Je me le demande. Au départ, c’était un texte que je pensais faire en monologue, comme j’en fais parfois dans mes spectacles. Ensuite, c’est devenu une chanson. Et là, j’avais la conviction que je ne la mettrais pas dans mes spectacles. Depuis, on m’en parle de plus en plus. Alors je me dis : attention, faut pas passer à côté si les gens viennent pour écouter La Mare. Le problème, c’est que si je la joue, je joue également toutes les autres de l’album. Cela prend beaucoup de temps et les gens veulent aussi écouter les anciennes chansons. Si l’on rajoute les monologues, ça fait un très long spectacle…Sinon, je peux la jouer et retirer deux ou trois chansons du spectacle, on verra.
Et donc, pour en revenir au texte de La Mare, est-ce basé sur une histoire vraie ?
Oui, ma mère avait très peur que je ne tombe dans cette mare. Et moi, j’allais en secret tout près de cette mare et j’espérais y voir une vipère ou un autre animal en jaillir. J’avais cette espèce d’attraction- répulsion que je ressentais à cet endroit.
C’est aussi ce qu’on ressent avec l’effet des voix décalées que l’on entend dans la chanson.

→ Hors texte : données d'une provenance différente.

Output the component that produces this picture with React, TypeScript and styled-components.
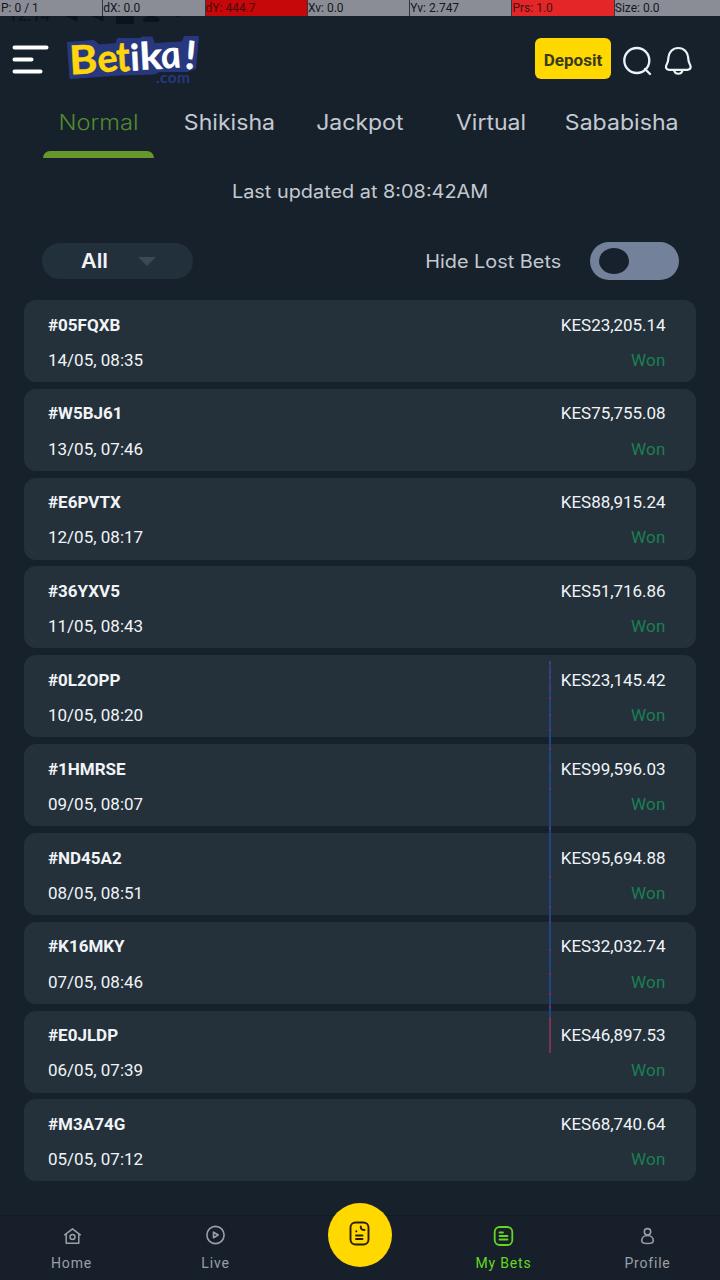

C’est assez bizarre au fond…
Oui, j’aime tout ce qui est bizarre. (rires)
Vous parlez aussi de différentes étapes de la vie comme l’adolescence ou la mort…
Je suis quelqu’un qui part un peu dans tous les sens et qui n’a pas une chronologie linéaire. D’ailleurs, je ne suis pas nostalgique. C’est un sentiment qui m’indiffère totalement.
Thomas Fersen sera en concert le 31 janvier 2020 au Centre Culturel de Comines et le 1er février 2020 au Théâtre 140 à Bruxelles.